As Dobrynskaya observes, Daniel’s model postulates both calm and turbulent states in its Markov chain, and forecasts large momentum losses in the turbulent states. She also says that Daniel’s model does a better job forecasting these losses “than alternative forecasting models suggested by the literature.”
Based on such prior work, Dobrynskaya postulates a simple strategy: a portfolio manager might switch to a contrarian strategy one month after a significant market loss, hold that position for three months, then switch back to the momentum position if no new market crash has occurred in that period.
Her back testing indicates that this strategy yields an average return about 1.5 times as high as the standard momentum return. Testing it against the sample period 1927 to 2015 tells us that its alpha “is always positive and highly statistically significant,” and that it entails holding the contrarian position in only 15 percent of months.
Dobrynskaya tested this strategy in various regions: North America, Europe, the Asian developed markets, the Latin American and Eastern European developing markets, and in Japan. The business cycles for these regions are “not perfectly correlated with each other.” She has found the strategy performs well in each market if adapted for that market’s cycles.
Compared to Jacobs’ Strategy
This is related to, though distinct from, the trading strategy proposed by Heiko Jacobs, Tobias Regele, and Martin Weber in a working paper last year, “Expected skewness and momentum.” Jacobs et al proposed (in Dobrynskaya’s paraphrase), “investing in a sub-sample of past winners with the lowest skewness and selling short a sub-sample of past winners with the highest skewness, thus loading more on the skewness risk factor.”
Skewness is asymmetry in the statistical distribution of outcomes, either to the left (negative skewness) or to the right (positive skewness). Momentum, said Tobias et al., is “particularly pronounced” when losers have a strong positive skew and winners have a weak positive skew. The opposite configuration, where losers have a weak and winners a strong positive skew, reduces the profitability of momentum. Tobias finds that the alpha of the skewness-enhanced momentum is about twice as large, and the alpha of a hypothetical skewness-weakened momentum strategy would be about half as large, as that of the traditional momentum strategy.
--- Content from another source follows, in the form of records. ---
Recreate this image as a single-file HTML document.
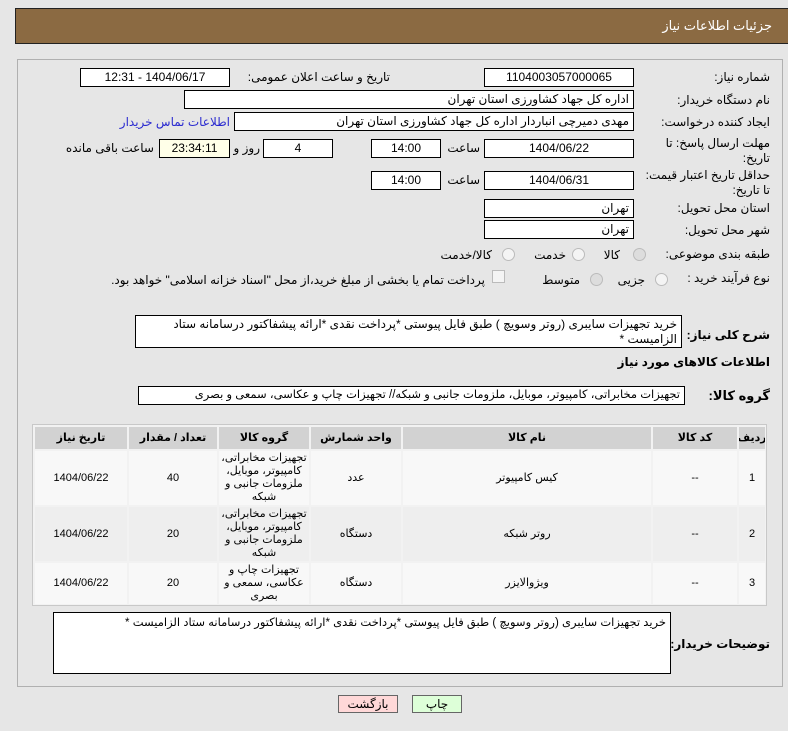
<!DOCTYPE html>
<html><head><meta charset="utf-8"><style>
body{margin:0;width:788px;height:731px;background:#e6e6e6;font-family:"Liberation Sans","DejaVu Sans",sans-serif;font-size:12px;color:#000;position:relative;overflow:hidden;direction:rtl}
.a{position:absolute;white-space:nowrap}
.hdr{left:15px;top:8px;width:780px;height:34px;background:#8b6a42;border:1px solid #222;}
.hdr span{position:absolute;right:24px;top:9px;color:#fff;font-size:13px}
.panel{left:17px;top:59px;width:764px;height:626px;border:1px solid #b0b0b0;background:#e6e6e6}
.box{position:absolute;background:#fff;border:1px solid #000;box-sizing:border-box;height:19px;line-height:17px;font-size:12px;padding:0 4px;white-space:nowrap;overflow:hidden}
.c{text-align:center}
.l{font-size:12px}
.rad{position:absolute;width:11px;height:11px;border-radius:50%;border:1px solid #bbb;background:#f4f4f4}
.tb{position:absolute;left:32px;top:424px;width:735px;height:182px;background:#f2f2f2;border:1px solid #c8c8c8;box-sizing:border-box}
.cell{position:absolute;display:flex;align-items:center;justify-content:center;text-align:center;font-size:11px;line-height:13px;overflow:hidden}
.th{background:#d2d2d2;font-weight:bold;top:2px;height:22px}
.btn{position:absolute;top:695px;height:18px;border:1px solid #666;box-sizing:border-box;text-align:center;line-height:16px;font-size:12px}
</style></head><body>
<div class="a hdr"><span>جزئیات اطلاعات نیاز</span></div>
<div class="a panel"></div>

<div class="a l" style="right:18px;top:70px">شماره نیاز:</div>
<div class="box c" style="left:484px;top:68px;width:150px">1104003057000065</div>
<div class="a l" style="right:398px;top:70px">تاریخ و ساعت اعلان عمومی:</div>
<div class="box c" style="left:80px;top:68px;width:150px">1404/06/17 - 12:31</div>

<div class="a l" style="right:18px;top:93px">نام دستگاه خریدار:</div>
<div class="box" style="left:184px;top:90px;width:450px">اداره کل جهاد کشاورزی استان تهران</div>

<div class="a l" style="right:18px;top:115px">ایجاد کننده درخواست:</div>
<div class="box" style="left:234px;top:112px;width:400px">مهدی  دمیرچی انباردار اداره کل جهاد کشاورزی استان تهران</div>
<div class="a l" style="right:558px;top:115px;color:#2a2ad0">اطلاعات تماس خریدار</div>

<div class="a l" style="right:18px;top:136px;line-height:15px;white-space:normal;width:125px">مهلت ارسال پاسخ: تا تاریخ:</div>
<div class="box c" style="left:484px;top:139px;width:150px">1404/06/22</div>
<div class="a l" style="right:308px;top:141px">ساعت</div>
<div class="box c" style="left:371px;top:139px;width:70px">14:00</div>
<div class="box c" style="left:263px;top:139px;width:70px">4</div>
<div class="a l" style="right:528px;top:141px">روز و</div>
<div class="box c" style="left:159px;top:139px;width:71px;background:#ffffe8">23:34:11</div>
<div class="a l" style="right:634px;top:141px">ساعت باقی مانده</div>

<div class="a l" style="right:18px;top:168px;line-height:15px;white-space:normal;width:130px">حداقل تاریخ اعتبار قیمت: تا تاریخ:</div>
<div class="box c" style="left:484px;top:171px;width:150px">1404/06/31</div>
<div class="a l" style="right:308px;top:173px">ساعت</div>
<div class="box c" style="left:371px;top:171px;width:70px">14:00</div>

<div class="a l" style="right:18px;top:201px">استان محل تحویل:</div>
<div class="box" style="left:484px;top:199px;width:150px">تهران</div>
<div class="a l" style="right:18px;top:223px">شهر محل تحویل:</div>
<div class="box" style="left:484px;top:220px;width:150px">تهران</div>

<div class="a l" style="right:18px;top:247px">طبقه بندی موضوعی:</div>
<div class="rad" style="left:633px;top:248px;background:#ddd"></div><div class="a l" style="right:168px;top:248px">کالا</div>
<div class="rad" style="left:572px;top:248px"></div><div class="a l" style="right:222px;top:248px">خدمت</div>
<div class="rad" style="left:502px;top:248px"></div><div class="a l" style="right:296px;top:248px">کالا/خدمت</div>

<div class="a l" style="right:18px;top:271px">نوع فرآیند خرید :</div>
<div class="rad" style="left:655px;top:273px"></div><div class="a l" style="right:143px;top:273px">جزیی</div>
<div class="rad" style="left:590px;top:273px;background:#ddd"></div><div class="a l" style="right:208px;top:273px">متوسط</div>
<div class="a" style="left:492px;top:270px;width:11px;height:11px;border:1px solid #bbb;background:#f4f4f4"></div>
<div class="a l" style="right:303px;top:273px">پرداخت تمام یا بخشی از مبلغ خرید،از محل "اسناد خزانه اسلامی" خواهد بود.</div>

<div class="a l" style="right:18px;top:328px;font-weight:bold">شرح کلی نیاز:</div>
<div class="box" style="left:135px;top:315px;width:547px;height:33px;white-space:normal;line-height:15px;padding-top:1px;font-size:12px">خرید تجهیزات سایبری (روتر وسویچ ) طبق فایل پیوستی *پرداخت نقدی *ارائه پیشفاکتور درسامانه ستاد الزامیست *</div>

<div class="a" style="right:18px;top:355px;font-weight:bold;font-size:12px">اطلاعات کالاهای مورد نیاز</div>

<div class="a" style="right:18px;top:388px;font-weight:bold;font-size:13px">گروه کالا:</div>
<div class="box" style="left:138px;top:386px;width:547px;font-size:11.5px">تجهیزات مخابراتی، کامپیوتر، موبایل، ملزومات جانبی و شبکه// تجهیزات چاپ و عکاسی، سمعی و بصری</div>

<div class="tb">
<div class="cell th" style="left:706px;width:26px">ردیف</div>
<div class="cell th" style="left:620px;width:84px">کد کالا</div>
<div class="cell th" style="left:370px;width:248px">نام کالا</div>
<div class="cell th" style="left:278px;width:90px">واحد شمارش</div>
<div class="cell th" style="left:186px;width:90px">گروه کالا</div>
<div class="cell th" style="left:96px;width:88px">تعداد / مقدار</div>
<div class="cell th" style="left:2px;width:92px">تاریخ نیاز</div>

<div class="cell" style="left:706px;width:26px;top:26px;height:54px;background:#f8f8f8">1</div>
<div class="cell" style="left:620px;width:84px;top:26px;height:54px;background:#f8f8f8">--</div>
<div class="cell" style="left:370px;width:248px;top:26px;height:54px;background:#f8f8f8">کیس کامپیوتر</div>
<div class="cell" style="left:278px;width:90px;top:26px;height:54px;background:#f8f8f8">عدد</div>
<div class="cell" style="left:186px;width:90px;top:26px;height:54px;background:#f8f8f8">تجهیزات مخابراتی، کامپیوتر، موبایل، ملزومات جانبی و شبکه</div>
<div class="cell" style="left:96px;width:88px;top:26px;height:54px;background:#f8f8f8">40</div>
<div class="cell" style="left:2px;width:92px;top:26px;height:54px;background:#f8f8f8">1404/06/22</div>

<div class="cell" style="left:706px;width:26px;top:82px;height:54px;background:#eeeeee">2</div>
<div class="cell" style="left:620px;width:84px;top:82px;height:54px;background:#eeeeee">--</div>
<div class="cell" style="left:370px;width:248px;top:82px;height:54px;background:#eeeeee">روتر شبکه</div>
<div class="cell" style="left:278px;width:90px;top:82px;height:54px;background:#eeeeee">دستگاه</div>
<div class="cell" style="left:186px;width:90px;top:82px;height:54px;background:#eeeeee">تجهیزات مخابراتی، کامپیوتر، موبایل، ملزومات جانبی و شبکه</div>
<div class="cell" style="left:96px;width:88px;top:82px;height:54px;background:#eeeeee">20</div>
<div class="cell" style="left:2px;width:92px;top:82px;height:54px;background:#eeeeee">1404/06/22</div>

<div class="cell" style="left:706px;width:26px;top:138px;height:41px;background:#f8f8f8">3</div>
<div class="cell" style="left:620px;width:84px;top:138px;height:41px;background:#f8f8f8">--</div>
<div class="cell" style="left:370px;width:248px;top:138px;height:41px;background:#f8f8f8">ویژوالایزر</div>
<div class="cell" style="left:278px;width:90px;top:138px;height:41px;background:#f8f8f8">دستگاه</div>
<div class="cell" style="left:186px;width:90px;top:138px;height:41px;background:#f8f8f8">تجهیزات چاپ و عکاسی، سمعی و بصری</div>
<div class="cell" style="left:96px;width:88px;top:138px;height:41px;background:#f8f8f8">20</div>
<div class="cell" style="left:2px;width:92px;top:138px;height:41px;background:#f8f8f8">1404/06/22</div>
</div>

<div class="a" style="right:18px;top:637px;font-weight:bold;font-size:12px">توضیحات خریدار:</div>
<div class="box" style="left:53px;top:612px;width:618px;height:62px;white-space:normal;padding-top:2px;font-size:11.5px">خرید تجهیزات سایبری (روتر وسویچ ) طبق فایل پیوستی *پرداخت نقدی *ارائه پیشفاکتور درسامانه ستاد الزامیست *</div>

<div class="btn" style="left:338px;width:60px;background:#ffd8d8">بازگشت</div>
<div class="btn" style="left:412px;width:50px;background:#ddffd8">چاپ</div>
</body></html>
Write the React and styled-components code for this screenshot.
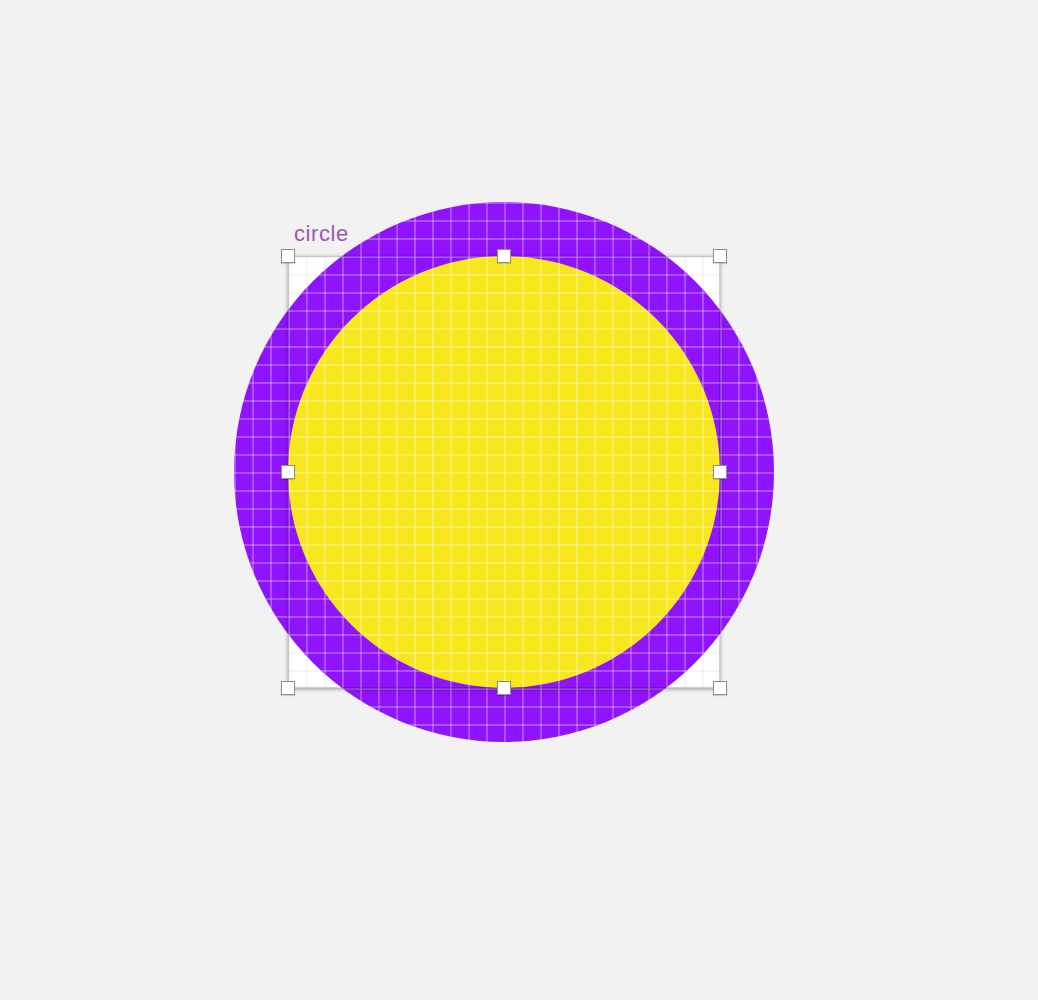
import React from "react";
import styled, { createGlobalStyle } from "styled-components";

const GlobalStyle = createGlobalStyle`
  html, body {
    margin: 0;
    padding: 0;
    background: #f2f2f2;
  }
  body {
    font-family: "Liberation Sans", Arial, sans-serif;
  }
`;

const gridLines = (color) => `
  linear-gradient(to right, ${color} 0, ${color} 2px, transparent 2px),
  linear-gradient(to bottom, ${color} 0, ${color} 2px, transparent 2px)
`;

const Canvas = styled.main`
  position: relative;
  width: 100%;
  height: 1000px;
  overflow: hidden;
  background: #f2f2f2;
`;

const Group = styled.div`
  position: absolute;
  left: 234px;
  top: 202px;
  width: 540px;
  height: 540px;
`;

const ElementBox = styled.div`
  position: absolute;
  left: 54px;
  top: 54px;
  width: 432px;
  height: 432px;
  background-color: #ffffff;
  background-image: ${gridLines("rgba(0,0,0,0.035)")};
  background-size: 18px 18px;
`;

const OuterRing = styled.div`
  position: absolute;
  left: 0;
  top: 0;
  width: 540px;
  height: 540px;
  border-radius: 50%;
  background-color: #9013fe;
  background-image: ${gridLines("rgba(255,255,255,0.26)")};
  background-size: 18px 18px;
`;

const InnerCircle = styled.div`
  position: absolute;
  left: 54px;
  top: 54px;
  width: 432px;
  height: 432px;
  border-radius: 50%;
  background-color: #f8e71c;
  background-image: ${gridLines("rgba(255,255,255,0.3)")};
  background-size: 18px 18px;
`;

const SelectionFrame = styled.div`
  position: absolute;
  left: 54px;
  top: 54px;
  width: 432px;
  height: 432px;
  box-sizing: border-box;
  border: 1px solid rgba(0, 0, 0, 0.18);
  box-shadow: 0 1px 4px rgba(0, 0, 0, 0.38);
  pointer-events: none;
`;

const Handle = styled.span`
  position: absolute;
  left: ${(p) => p.$x}px;
  top: ${(p) => p.$y}px;
  width: 14px;
  height: 14px;
  box-sizing: border-box;
  transform: translate(-50%, -50%);
  background: #ffffff;
  border: 1px solid #8e8e8e;
  box-shadow: 0 1px 1px rgba(0, 0, 0, 0.15);
`;

const Label = styled.span`
  position: absolute;
  left: 60px;
  top: 21px;
  font-family: "Liberation Sans", Arial, sans-serif;
  font-size: 22px;
  line-height: 22px;
  letter-spacing: 0.6px;
  color: #9b59b6;
  white-space: nowrap;
`;

const handles = [
  [54, 54],
  [270, 54],
  [486, 54],
  [54, 270],
  [486, 270],
  [54, 486],
  [270, 486],
  [486, 486],
];

export default function App() {
  return (
    <>
      <GlobalStyle />
      <Canvas>
        <Group>
          <ElementBox />
          <OuterRing />
          <InnerCircle />
          <SelectionFrame />
          {handles.map(([x, y]) => (
            <Handle key={`${x}-${y}`} $x={x} $y={y} />
          ))}
          <Label>circle</Label>
        </Group>
      </Canvas>
    </>
  );
}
Dobrynskaya, who calls her own preferred strategy “dynamic momentum,” thinks it superior to skewness-enhanced momentum, largely in ease of execution. Dynamic momentum requires no “extra inflows or outflows of funds,” nor any “additional estimations, beyond what is needed for the standard momentum trading.”
For the purpose of the execution of such a strategy, Dobrynskaya defines a “significant market plunge” (such as would trigger a shift to the contrarian regime) as a loss greater than 1.5 standard deviations below mean market return. Although the definition is somewhat arbitrary, it is important that the strategy not require too many switches, given the transactions costs that would entail. She acknowledges that critics could focus on her choice of trigger as evidence of data mining. But, in her robustness section, she contends that “all significant loss triggers” work.